In 2025, Madden was awarded the 2025 Carolina Trustees Professorship in Humanities, Social Sciences, Business and Law "for his achievements in teaching, research and service."

== Publications ==

=== Academic books ===

- "Tiresian poetics: modernism, sexuality, voice, 1888-2001" (2008)

=== Articles ===

- "Say It with Flowers: The Poetry of Marc-André Raffalovich" (1997)
- "The Well of Loneliness, or the Gospel According to Radclyffe Hall" (1997)
  - Republished in Frontain, Raymond-Jean. "Reclaiming the Sacred: The Bible in Gay and Lesbian Culture"
- ""Gently, not gay": Proximity, Sexuality, and Irish Masculinity at the End of the Twentieth Century" (2010)
- "Queering the Irish Diaspora: David Rees and Padraig Rooney" (2012)
- "Get Your Kit On: Gender, Sexuality, and Gay Rugby in Ireland" (2013)
- "Queering Ireland, In the Archives" (2013)

=== Chapters ===

- Hawley, John C.. "Divine Aporia: Postmodern Conversation About the Other"
- Barr, Rebecca Anne (2019). "Ireland and Masculinities in History"

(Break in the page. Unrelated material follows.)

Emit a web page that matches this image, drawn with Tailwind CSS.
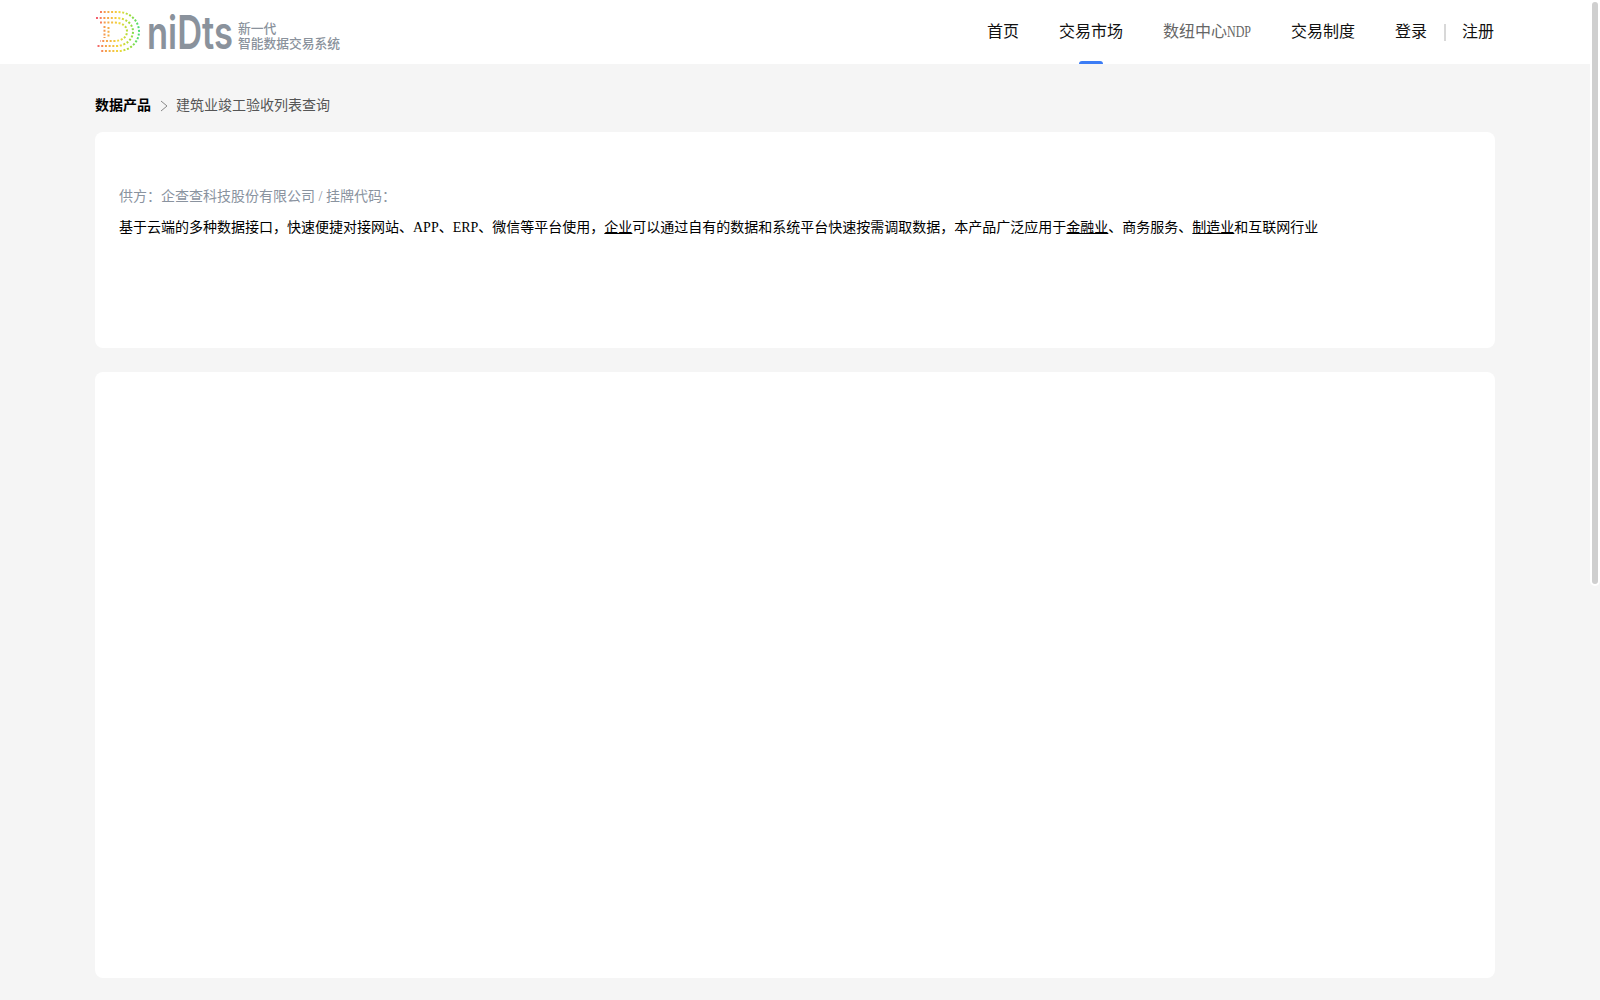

=== Poetry collections ===

- Signals (2009)
- "Prodigal: Variations" (2011)
- "Nest" (2014)
- "Ark" (2016)
- "A pooka in Arkansas" (2023)

=== Chapbooks ===

- "My Father's House" (2013)
  - Runner-up for the 2011 Robin Becker Chapbook Prize
- "So they can sing" (2017)
- "Sebastian" (2021)
- "Arkansas Luggage" (2025)
- "I Asked Him What He Needed" (2026)

==Activism==

Madden has been Secretary, Vice President, and President of the South Carolina Gay and Lesbian Pride Movement. He has written numerous editorials advocating gay liberation in local and national newspapers. He is also the executive producer of Rainbow Radio: The REAL Gay Agenda, a South Carolina-based, gay-themed radio talk show that is broadcast Sundays at 10 a.m. in Columbia, South Carolina on Air America, WOIC-AM 1230. This project culminated in the book Out Loud: The Best of Rainbow Radio, a collection and joint project with fellow activist Candace Chellew-Hodge. This book was chosen by the University of South Carolina's Upstate campus as a common reader for their first-year experience. This led the South Carolina House of Representatives to cut funds to that school in what some called an act of censorship.